We performed additional simulations for Case I with various constellation sizes while gradually increasing the number of satellites from 20 to 30 (Fig. 9). The result shows that the average revisit time decreases almost linearly with the slope of −0.98 min/satellite as the constellation size increases. The maximum revisit time, however, does not seem to have a strict linear relationship with the size of the constellation, which indicates that the revisit efficiency of the symmetric CGT constellation varies with the number of satellites. In other words, the observation pattern and efficiency change as the size of the CGT constellation varies. Indeed, for the maximum revisit time, not only are the differences between the 20-, 24-, and 27-satellite CGT constellations < 5 min despite their different sizes, but also the CGT constellations with 21–27 satellites have maximum revisit times that are longer than the 20-satellite CGT constellation.
The results of Cases II and III, the multiple target cases, are shown in Figs. 10 and 11, where the target regions are arranged along the x-axis by latitude in ascending order. The average revisit times of individual regions with 20 satellites were all less than 70 min, and those of weighted regions were less than 40 min in both cases. Because the optimal inclination of an individual ground target is highly dependent on its latitude, it is clear that the region whose optimal inclination is close to the resulting inclination (41.2° in Case II and 43.0° in Case III) have shorter revisit times than others. For example, in Case II, the average revisit times of regions D and G are close to those of regions E, F, and H, the weighted regions, within 5 min, although they are not highly weighted. In Case III, the average revisit time of region J is almost half of the time in Case II, whereas those of regions A–G are longer than those in Case II. Similar to Case II, regions located in the latitude far from that of region J tend to have longer revisit times compared to regions that are closer to region J.
To compare the CGT constellation to all possible T – P – F combinations of the Walker-Delta pattern, we first simulated the full set of Walker-Delta patterns given 20 or 30 satellites, and for every available number of planes (P), we selected the best F with which the resulting Walker- Delta constellation had the shortest average revisit time. We then compared the results from the CGT constellation with those from the best Walker-Delta patterns for both optimal and non-optimal inclinations. Note that the symmetric CGT constellation is a part of the Walker-Delta constellation with P = T orbital planes given T satellites and the phasing parameter F satisfying the CGT condition. Thus, 20- and 30-satellite CGT constellations can be represented by 20-20- 5 and 30-30-15 Walker-Delta constellations by calculating using Eqs. (10) and (11). Finally, the numerical simulations were performed for two months within the J2-perturbation environment, and the inclination-altitude pairs for the RGT condition were computed only for the J2 secular effect.

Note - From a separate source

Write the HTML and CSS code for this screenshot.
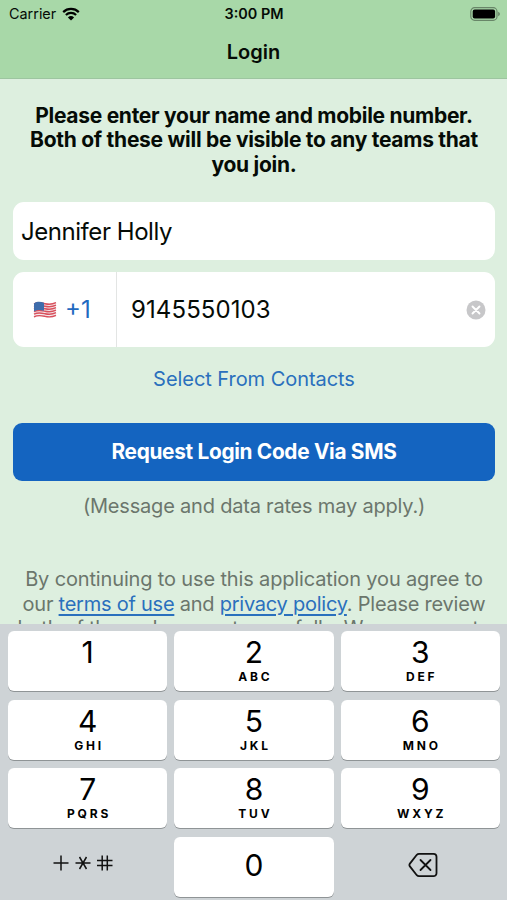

First, Fig. 12 shows the results of 20-satellite and 30-satellite constellation patterns with the optimal inclination for Seoul (39.0°). For the 20-satellite constellations, the CGT pattern had the shortest maximum revisit time. Furthermore, the maximum revisit time decreased with an increasing number of orbital planes. For the 30-satellite constellations, however, a 30-6-5 Walker-Delta pattern had the shortest maximum revisit time (23.5 min). In contrast, the maximum revisit time of the 30-satellite CGT constellation was 40.5 minutes. Meanwhile, the average revisit time was almost the same to within approximately 3 min for both the 20- and 30-satellite constellations.

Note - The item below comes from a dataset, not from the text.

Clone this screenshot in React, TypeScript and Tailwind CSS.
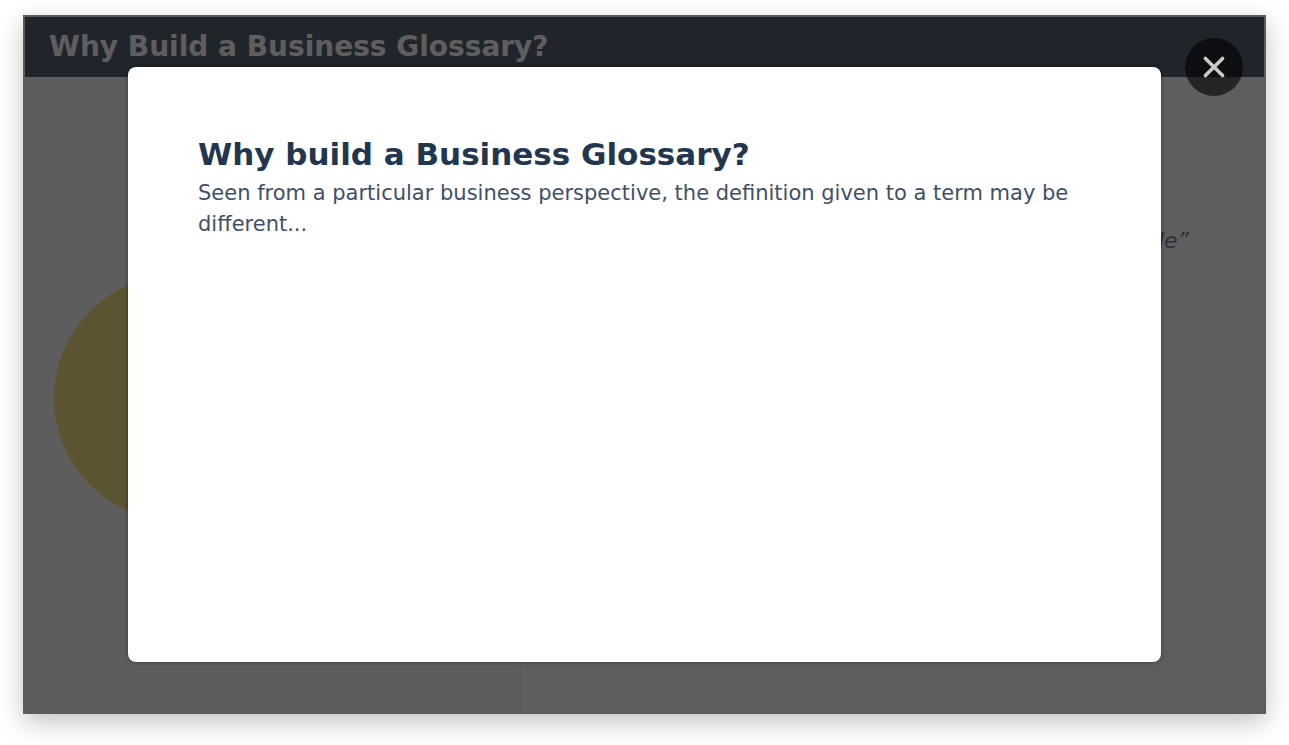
import { useState } from "react";

function Slide() {
  return (
    <div className="flex flex-1 flex-col border-2 border-[#f6f8f7] bg-white">
      <header className="flex h-[60px] items-center bg-[#566676] px-6">
        <h1 className="text-[28px] leading-8 font-bold text-white">
          Why Build a Business Glossary?
        </h1>
      </header>
      <div className="grid flex-1 grid-cols-[2fr_3fr]">
        <div className="flex items-center border-r-2 border-[#eeeeee] bg-[#fcfcfc] px-[29px] pt-1.5">
          <div className="size-[246px] rounded-full bg-[#f9e182]" />
        </div>
        <div className="flex items-start justify-end pt-36 pr-[75px]">
          <p className="text-[22px] leading-10 text-[#76869c] italic">de”</p>
        </div>
      </div>
    </div>
  );
}

export default function App() {
  const [open, setOpen] = useState(true);

  return (
    <main className="flex min-h-screen bg-white pt-[15px] pr-[23px] pb-[31px] pl-[23px] font-['DejaVu_Sans',Verdana,sans-serif]">
      <div className="relative flex flex-1 shadow-[0_8px_24px_rgba(0,0,0,0.24)]">
        <Slide />
        {open && (
          <div className="absolute inset-0 flex bg-black/63 px-[105px] py-[52px]">
            <section
              role="dialog"
              aria-labelledby="dialog-title"
              className="flex-1 rounded-lg bg-white px-[70px] py-[67px] shadow-[0_0_4px_rgba(0,0,0,0.4)]"
            >
              <h2 id="dialog-title" className="text-[31px] leading-10 font-bold text-[#22364f]">
                Why build a Business Glossary?
              </h2>
              <p className="pt-1 text-[21px] leading-[31px] text-[#3f5068]">
                Seen from a particular business perspective, the definition given to a term may be
                different...
              </p>
            </section>
            <button
              type="button"
              aria-label="Close"
              onClick={() => setOpen(false)}
              className="absolute top-[23px] right-[23px] flex size-[58px] items-center justify-center rounded-full bg-black/60"
            >
              <svg viewBox="0 0 24 24" className="size-6" stroke="#cacaca" strokeWidth="3.6" strokeLinecap="round">
                <path d="M3.4 3.4L20.6 20.6M20.6 3.4L3.4 20.6" />
              </svg>
            </button>
          </div>
        )}
      </div>
    </main>
  );
}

Next, two types of inclinations were considered as the non-optimal inclination cases. One was the inclination of 82.0° (Fig. 13) relating to the launch angle restriction for a direct launch from the Korean Peninsula. The other was the inclination of 97.6°, which satisfied both Sun-synchronous and RGT conditions under J2 perturbation, at an altitude of 561 km (Fig. 14). For these cases, the CGT constellations had the shortest maximum and average revisit times. These times happen to be the same with a maximum and average revisit time of approximately 70 min for 20 satellites and 46 min for 30 satellites. These times are close to 24 h divided by the number of satellites. This is because the RGT condition had been set to repeat its ground track every one nodal day, which leads to at least one access to the target each day. Finally, for both non-optimal inclination cases of i = 82.0° and i = 97.6°, the best Walker-Delta patterns with P < T were the 5-plane constellations for 20 satellites, and the 10-plane constellations for 30 satellites.

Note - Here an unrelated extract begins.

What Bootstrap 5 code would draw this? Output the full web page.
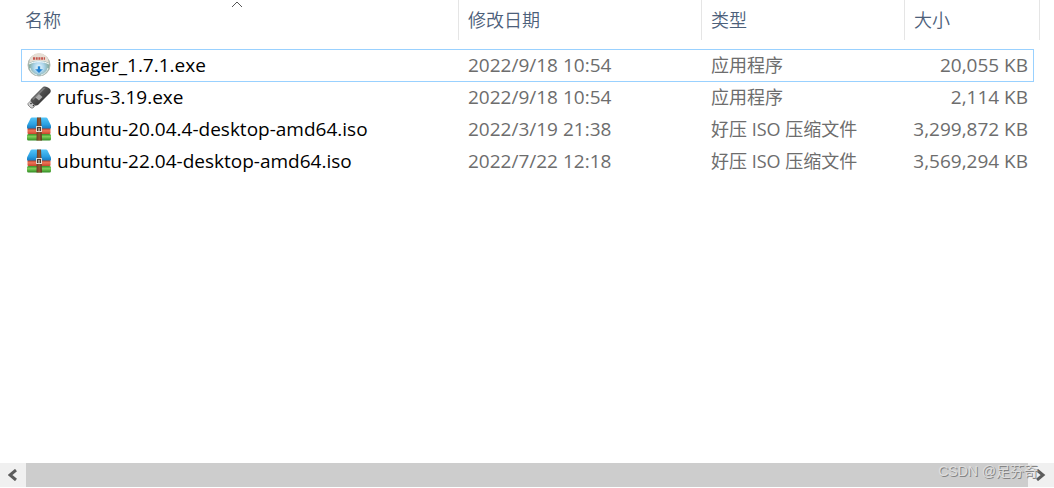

In this study, we describe an analytical method to design constellations in circular LEOs for discontinuous regional coverage. The search algorithm proposed can determine the best inclination for a given constellation that maximizes the coverage for single or multiple ground regions. The optimal inclination search algorithm considers both the coverage range of the satellite and the location of the regions of interest. As a result, this study suggests optimal inclinations for single or multiple ground regions. For Seoul, for example, 39.0° was obtained as an optimal orbital inclination, and the maximum and average revisit times were 58.1 min and 27.9 min for a 20-satellite constellation, and 42.5 min and 19.7 min for a 30-satellite CGT constellation, respectively. Using the proposed algorithm, the revisit times of the CGT constellation were verified by comparing them with those of the Walker-Delta constellation under optimal and nonoptimal inclination conditions. It is clear that the CGT constellation had the shortest revisit times with a nonoptimal inclination condition. The results of this analysis can be used to determine the appropriate constellation pattern for any specific inclination condition. The analytical and step-by-step design process yields efficient and optimal results so that there is no need to wait for a lengthy convergence or dynamic simulations, which leads to a faster overall design process for any specific number of satellites. Therefore, it can be used in the early stage of the mission design phase, allowing fast and simple comparisons between different constellation conditions.